There are a few solutions to the staggering problem of income inequality. One would be to raise the minimum wage, something that President Obama, 80% of Americans, and two-thirds of small business owners support. While I find Obama’s proposal of $9 to be too little, and the demands of fast food workers to raise the minimum wage to $15 to be too much, I think that somewhere around $11 (the minimum wage's peak real value, which was back in 1968) and tying it to inflation is fair.
This is good policy for a number of reasons. Studies have shown that raising the minimum wage in most cases has no effect on employment, and in some instances has increased it. Since productivity has doubled while the minimum wage has decreased in real terms over the past few decades, a raise is indeed in order. Workers getting a raise from a minimum wage increase would have more money to spend in the economy. It also benefits big business too by having more customers in the market to buy their goods.
As I have explored in an earlier piece, taxpayers are actually subsidizing Wal-Mart and other big corporations in more ways than one. Despite corporate profits hitting record highs, multinational corporations have been receiving tax breaks for outsourcing production and other loopholes, while their minimum wage employees are forced onto government welfare programs like food stamps and Medicaid because they cannot afford the cost of living. This double whammy of taxpayers footing the bill, combined with the average CEO nowadays making 185 times more than the average worker, makes it clear that corporations can indeed afford a hike in the minimum wage.
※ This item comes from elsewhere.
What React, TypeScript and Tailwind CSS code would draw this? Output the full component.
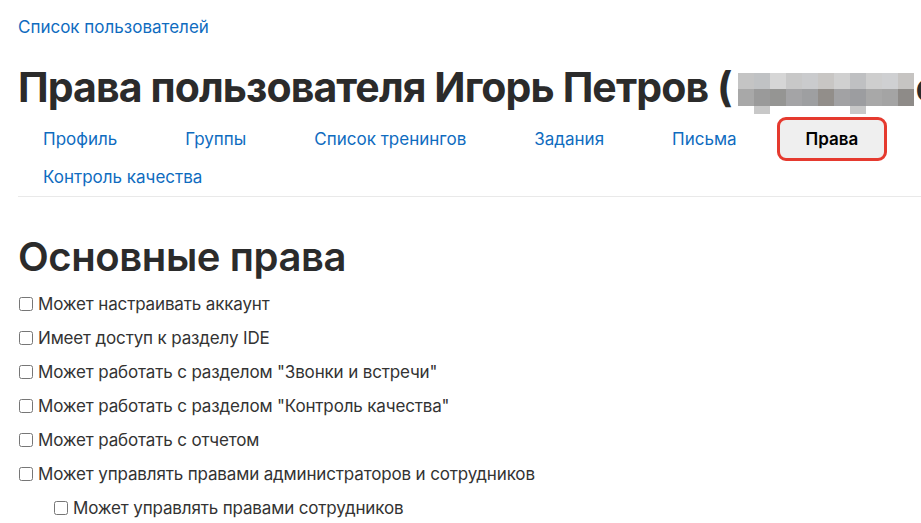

Another solution would be to strengthen labor unions. Unions built up the middle class and were an essential part of the “virtuous cycle of growth” in the post-World War II economic boom. However, the decline in labor unions in the past thirty years has strongly correlated with the shrinking size of the middle class.
One of the biggest obstacles hampering the ability of workers to organize are the so-called right to work laws. The laws sound like something anybody would support based on the name alone, but the term “right to work” is a misnomer.
Right to work laws enable the unfair practice of “freeriding”; that is, workers are able to have all the benefits of union representation without paying union dues or agency/fair share fees. This eliminates the incentive to join a union, and compromises the union’s position in collective bargaining. As a result, unions lose membership and are starved for funding, while workers lose job security, earn less money, and are impeded from forming new unions. It is no wonder then that seven out the ten poorest states have right to work laws, and wages in right to work states are roughly $1,500 less per year than in free bargaining states.
The provision in the Taft-Hartley Act that allows the states to pass right to work laws should be repealed, which would end right to work in one fell swoop across the country. While I do not believe that workers should be forced to join a union (a right that is protected under current law), agency and fair share fees that require non-union employees to help shoulder the cost of collective bargaining on their behalf should be mandated nationwide in unionized workplaces.
Ultimately, income inequality and the concentration of wealth in the hands of the richest 1% threatens to cripple the economy in the long run. To combat this serious problem, we need strong labor unions to help rebuild the middle class, the engine of economic growth. This needs to go hand in hand with a minimum wage hike and a policy of fair, rather than free, trade. Only then will America see the "virtuous cycle of growth" once again.